Ze werden beide maanden Superstar van de Maand in de categorie fond en dus vanzelfsprekend Superstar van het Jaar met het maximale aantal punten. Even ter herinnering brengen, in juli deden ze dit door met hun getekenden maar liefst 1 en 2 te pakken tegen 23.412 duiven. In werkelijkheid was deze Issoudun-uitslag echter nog indrukwekkender, ze pakten namelijk de eerste drie duiven in dezelfde seconde.
In de categorie hafo was het pleit ook snel beslecht, als enige deelnemer behalen ze immers drie vermeldingen (het maximum aantal). Zo werden Gerard en Bas onze meer dan waardige Gouden Duif-winnaars Nederland 2024.
Een eenvoudige felicitatie, zelfs een respectvolle buiging volstaan hier niet. Wij zijn speciaal voor deze gelegenheid een nieuwe hoed gaan kopen om deze later te kunnen afnemen. Gerard en Bas behoorden al langer tot de galerij der groten van onze sport, maar stilaan worden ze er de conciërges.
Hij is weer aan het overdrijven met zijn loftrompet, hoor ik u denken. Wanneer de feiten zo onweerlegbaar, zo glashelder, overduidelijk zijn mag dit echter. Om het met de woorden van die andere bekende Reeuwijker te zeggen, “Ik mag dit zeggen want de cijfers geven mij gelijk!” 

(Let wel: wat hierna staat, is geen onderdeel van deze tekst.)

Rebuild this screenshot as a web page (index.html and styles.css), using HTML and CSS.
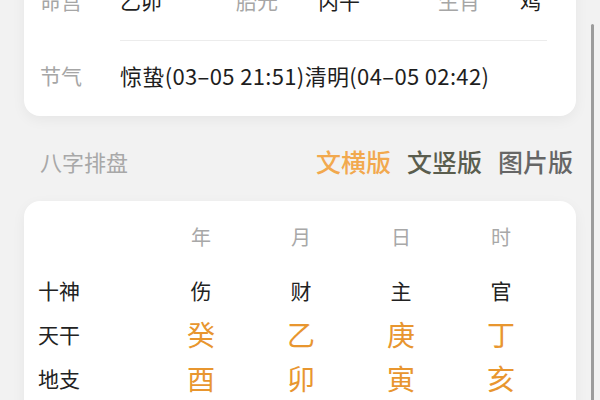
FILE: index.html
```html
<!DOCTYPE html>
<html lang="zh">
<head>
<meta charset="utf-8">
<link rel="stylesheet" href="styles.css">
</head>
<body>
<div class="page">
  <section class="card info">
    <div class="info-row top">
      <span class="lbl">命宫</span><span class="val">乙卯</span>
      <span class="lbl">胎元</span><span class="val">丙午</span>
      <span class="lbl">生肖</span><span class="val">鸡</span>
    </div>
    <div class="divider"></div>
    <div class="info-row jq">
      <span class="lbl">节气</span><span class="val date">惊蛰(03–05 21:51)清明(04–05 02:42)</span>
    </div>
  </section>

  <div class="section-head">
    <span class="section-title">八字排盘</span>
    <div class="tabs">
      <span class="tab active">文横版</span>
      <span class="tab tab2">文竖版</span>
      <span class="tab tab3">图片版</span>
    </div>
  </div>

  <section class="card pan">
    <div class="pan-row head">
      <span></span><span>年</span><span>月</span><span>日</span><span>时</span>
    </div>
    <div class="pan-row">
      <span class="rl">十神</span><span>伤</span><span>财</span><span>主</span><span>官</span>
    </div>
    <div class="pan-row big">
      <span class="rl">天干</span><span>癸</span><span>乙</span><span>庚</span><span>丁</span>
    </div>
    <div class="pan-row big">
      <span class="rl">地支</span><span>酉</span><span>卯</span><span>寅</span><span>亥</span>
    </div>
  </section>
</div>
<div class="scrollbar"></div>
</body>
</html>
```

FILE: styles.css
```css
html, body {
  margin: 0;
  padding: 0;
  background: #f2f2f2;
  height: 400px;
  overflow: hidden;
  font-family: "Noto Sans CJK SC", "Noto Sans", sans-serif;
  color: #1e1e1e;
}
.page {
  padding: 0 24px;
}
.card {
  background: #fff;
  border-radius: 16px;
  box-shadow: 0 4px 14px rgba(0, 0, 0, 0.05);
}
.info {
  margin-top: -56px;
  padding: 16px 0 7px 16px;
}
.info-row {
  display: grid;
  grid-template-columns: 80px 116px 82px 120px 82px 1fr;
  align-items: center;
  font-size: 21px;
}
.info-row.top {
  height: 80px;
}
.info-row.jq {
  grid-template-columns: 80px 1fr;
  height: 68px;
}
.lbl {
  color: #a6a6a6;
}
.val {
  color: #1e1e1e;
}
.date {
  font-size: 22px;
  letter-spacing: 0.35px;
}
.divider {
  height: 1px;
  background: #ececec;
  margin: 0 29px 0 80px;
}
.section-head {
  height: 85px;
  box-sizing: border-box;
  padding: 4px 3px 0 16px;
  display: flex;
  align-items: center;
  justify-content: space-between;
}
.section-title {
  font-size: 22px;
  color: #a8a8a8;
}
.tabs {
  display: flex;
  gap: 16px;
  font-size: 25px;
  font-weight: 500;
}
.tab.active { color: #f2a94e; }
.tab2 { color: #5a5d4e; }
.tab3 { color: #666; }
.pan {
  padding: 15px 0 0 14px;
  border-radius: 16px 16px 0 0;
  min-height: 220px;
}
.pan-row {
  display: grid;
  grid-template-columns: 113px 100px 100px 100px 100px;
  align-items: center;
  height: 44px;
  font-size: 21px;
  color: #222;
}
.pan-row span {
  text-align: center;
}
.pan-row span.rl {
  text-align: left;
}
.pan-row.head {
  height: 40px;
  margin-bottom: 12px;
  color: #a8a8a8;
  font-size: 20px;
}
.pan-row.big span {
  color: #e8962f;
  font-size: 28px;
}
.pan-row.big span.rl {
  color: #222;
  font-size: 21px;
}
.scrollbar {
  position: absolute;
  left: 591px;
  top: 24px;
  width: 3px;
  height: 380px;
  background: #9c9c9c;
  border-radius: 2px;
}
```
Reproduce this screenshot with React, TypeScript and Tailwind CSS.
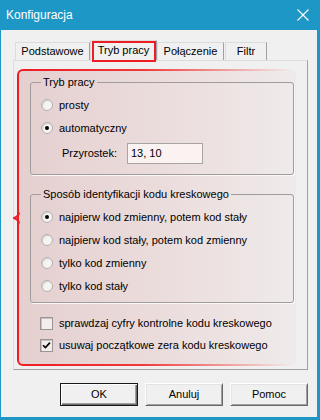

De prachtige hokken in Reeuwijk, een groot contrast met het minihokje in Alphen a/d Rijn waar het sprookje ooit begon.
De prachtige hokken in Reeuwijk, een groot contrast met het minihokje in Alphen a/d Rijn waar het sprookje ooit begon.

In ons kerstnummer brachten we u reeds een interview met de Belgische Gouden Duif-winnaars Michel Lossignol en Geert Vlaeyen. De vragen voor hen werden bedacht door Bas en Gerard. Deze keer zijn de rollen omgekeerd en stellen we aan vader en zoon Verkerk de vragen die Michel en Geert uit hun koker toverden.
Wij dus naar Reeuwijk met een tas vol vragen en een autolading vol verwachtingen. Eigenlijk kan dit niet fout lopen: een gesprek met Gerard, een man die al meer dan zes decennia duiven in de vingers heeft, en Bas, volgens velen vandaag de dag de beste duivenmelker van de Lage Landen. 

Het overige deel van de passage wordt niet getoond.